The security situation, US State Department warnings and their families' fears have not kept thousands of North American students from attending yeshivot, kollels and seminaries in Israel.
While some movements curtailed programs or urged their students to leave the country, the Orthodox schools called upon their students to return after the Pessah vacation.
For the two weeks following the holiday, planeload upon planeload arrived at Ben-Gurion Airport filled almost entirely with Orthodox youth coming here to learn.
Orthodox students now make up the overwhelming majority of high-school graduate overseas students studying in Israel. A survey of overseas Orthodox students by Am Achad, a Jerusalem-based Orthodox media organization, in the Fall of 2001 found that some 4,600 students (nearly 1,400 young women and 3,220 young men) were studying in Modern Orthodox and haredi institutions in the Jerusalem area alone. This figure was measured a few weeks after one of the country's worst suicide bomb attacks, at the Sbarro Pizzeria in Jerusalem, in which 15 people were killed.

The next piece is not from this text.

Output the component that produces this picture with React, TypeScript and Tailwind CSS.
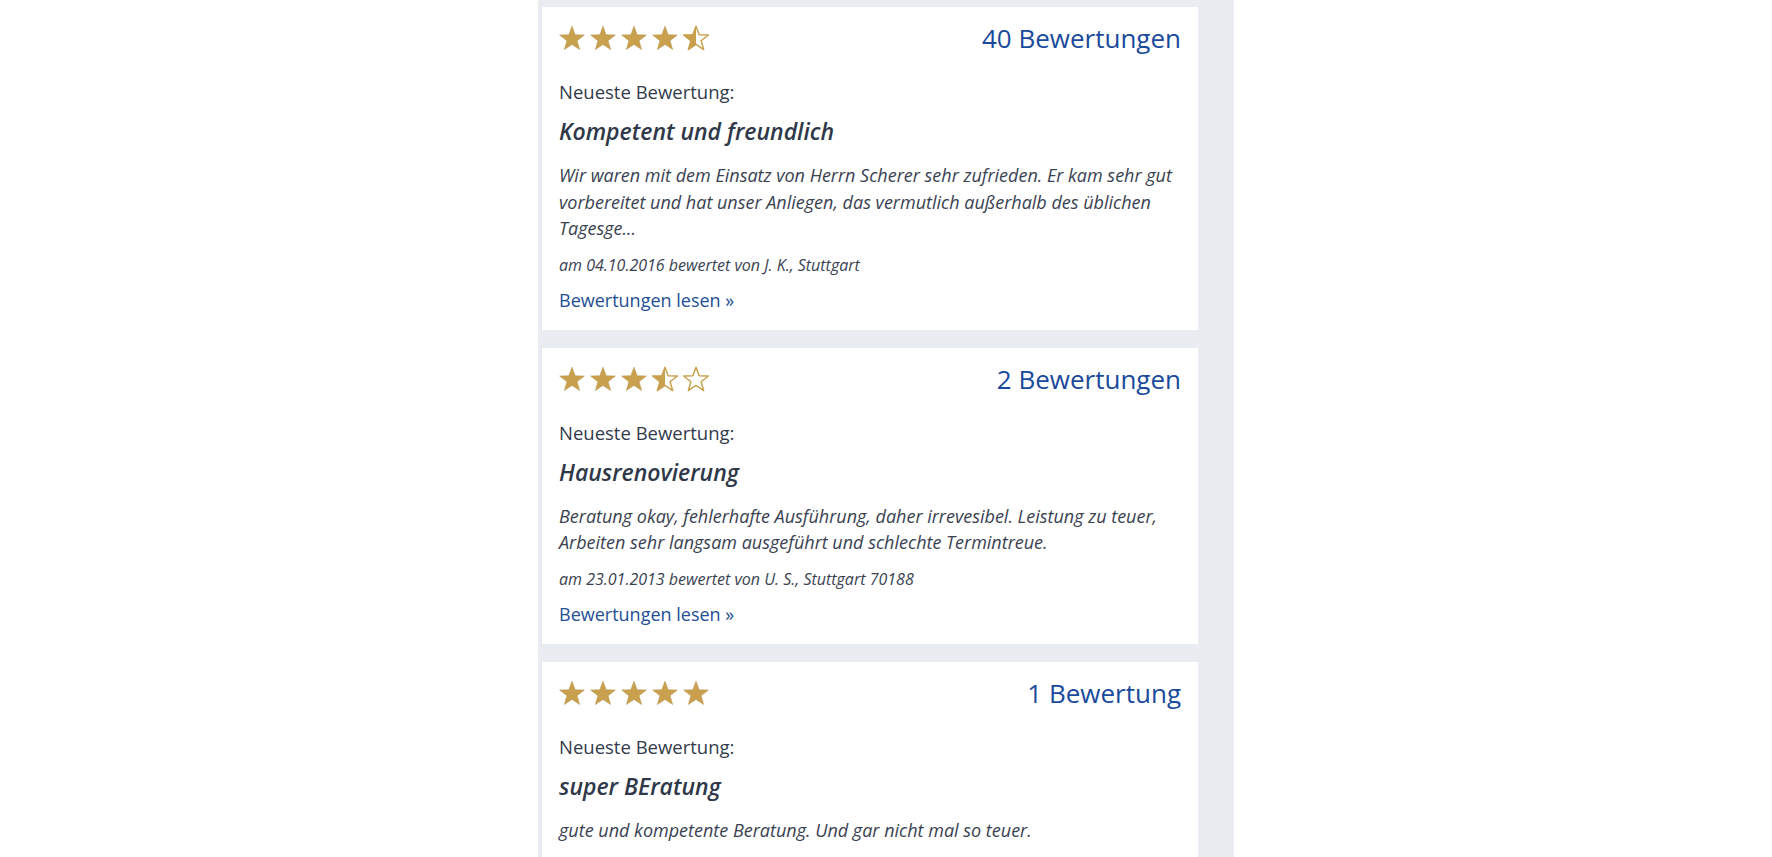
import { useId } from "react";

type Review = {
  rating: number;
  count: string;
  title: string;
  text: string;
  meta: string;
};

const reviews: Review[] = [
  {
    rating: 4.5,
    count: "40 Bewertungen",
    title: "Kompetent und freundlich",
    text: "Wir waren mit dem Einsatz von Herrn Scherer sehr zufrieden. Er kam sehr gut vorbereitet und hat unser Anliegen, das vermutlich außerhalb des üblichen Tagesge...",
    meta: "am 04.10.2016 bewertet von J. K., Stuttgart",
  },
  {
    rating: 3.5,
    count: "2 Bewertungen",
    title: "Hausrenovierung",
    text: "Beratung okay, fehlerhafte Ausführung, daher irrevesibel. Leistung zu teuer, Arbeiten sehr langsam ausgeführt und schlechte Termintreue.",
    meta: "am 23.01.2013 bewertet von U. S., Stuttgart 70188",
  },
  {
    rating: 5,
    count: "1 Bewertung",
    title: "super BEratung",
    text: "gute und kompetente Beratung. Und gar nicht mal so teuer.",
    meta: "am 12.05.2012 bewertet von M. B., Stuttgart",
  },
];

// five-pointed star filling the 24x24 box
const STAR =
  "12,0.6 15.05,8.85 23.89,9.14 16.9,14.6 19.35,23.11 12,18.2 4.65,23.11 7.1,14.6 0.11,9.14 8.95,8.85";

const Star: React.FC<{ fill: "full" | "half" | "empty" }> = ({ fill }) => {
  const id = useId().replace(/:/g, "");
  return (
    <svg width="26" height="26" viewBox="-0.5 -0.5 25 25" className="shrink-0">
      <defs>
        <clipPath id={`h${id}`}>
          <rect x="-1" y="-1" width="13" height="26" />
        </clipPath>
      </defs>
      {fill === "full" ? (
        <polygon points={STAR} fill="#c8a04e" stroke="#b8924a" strokeWidth="0.5" strokeLinejoin="round" />
      ) : (
        <>
          <polygon points={STAR} fill="#fff" stroke="#c8a04e" strokeWidth="1.4" strokeLinejoin="round" />
          {fill === "half" && (
            <polygon points={STAR} fill="#c8a04e" clipPath={`url(#h${id})`} />
          )}
        </>
      )}
    </svg>
  );
};

const Stars: React.FC<{ rating: number }> = ({ rating }) => (
  <div className="flex gap-[5px]">
    {[0, 1, 2, 3, 4].map((i) => (
      <Star
        key={i}
        fill={rating >= i + 1 ? "full" : rating >= i + 0.5 ? "half" : "empty"}
      />
    ))}
  </div>
);

const Card: React.FC<{ review: Review }> = ({ review }) => (
  <div className="bg-white border-l border-[#e4e7eb] pt-[13px] pb-[17px] pl-[17px] pr-[17px]">
    <div className="flex items-center justify-between h-[36px]">
      <Stars rating={review.rating} />
      <a className="text-[26px] leading-[36px] text-[#1a4a9c]">{review.count}</a>
    </div>
    <p className="mt-[23px] text-[18.5px] leading-[26px] text-[#333b4b]">
      Neueste Bewertung:
    </p>
    <h3 className="mt-[10px] text-[23px] leading-[32px] font-semibold italic text-[#2f3849]">
      {review.title}
    </h3>
    <p className="mt-[15px] text-[18px] leading-[26.5px] italic text-[#3a4252]">
      {review.text}
    </p>
    <p className="mt-[12px] text-[16px] leading-[22px] italic text-[#3a4252]">
      {review.meta}
    </p>
    <a className="block mt-[11px] text-[18px] leading-[26px] text-[#234f93]">
      Bewertungen lesen »
    </a>
  </div>
);

export default function App() {
  return (
    <div
      className="w-full h-[857px] overflow-hidden bg-white"
      style={{ fontFamily: '"Open Sans", "Noto Sans", sans-serif' }}
    >
      <div className="mx-auto w-[696px] min-h-full bg-[#e9ecf0] pt-[7px] pl-[3px] pr-[36px]">
        <div className="flex flex-col gap-[18px]">
          {reviews.map((r, i) => (
            <Card key={i} review={r} />
          ))}
        </div>
      </div>
    </div>
  );
}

Despite the persistence of attacks and terror alerts and the tensions surrounding Operation Defensive Shield, the heads of these institutions reported a return rate of students after Pessah of 98% and more.
A telephone survey carried out by The Jerusalem Post Magazine of various programs for overseas students at the Hebrew University, Tel Aviv University, Ben-Gurion University, the University of Haifa, the Interdisciplinary School in Herzliya, the Schechter Institute of Jewish Studies, the Hebrew Union College and Young Judaea found a grand total of 1,508 overseas students studying in these programs.
Why are Orthodox families, who are only a minority of the North American Jewish community, sending their children in such large numbers to Israel in these times? This is an especially intriguing question with respect to the haredim, who, unlike the Modern Orthodox, are not considered Zionist in their outlook.
"Today, in the Orthodox world, the feeling is that the best yeshivas are in Israel, the greatest Torah scholars are here and the most intensive learning is found here," explains Jonathan Rosenblum, director of Am Achad and a Jerusalem Post columnist. "Therefore, Eretz Yisrael is the best place to learn Torah. There is even a saying in the Gemara that the air of Eretz Yisrael makes a person wise."
The desire to learn Torah in the best possible institutions was the impetus behind the growth of Orthodox programs for overseas students in Israel, he says.
"Twenty years ago, there were very few post-high school programs for Orthodox North Americans in Israel," according to Rabbi Moshe Sosevsky, head of a yeshiva for North American boys located near Jerusalem. Founded 19 years ago, the school was one of the pioneers in overseas study programs for post-high school Orthodox boys.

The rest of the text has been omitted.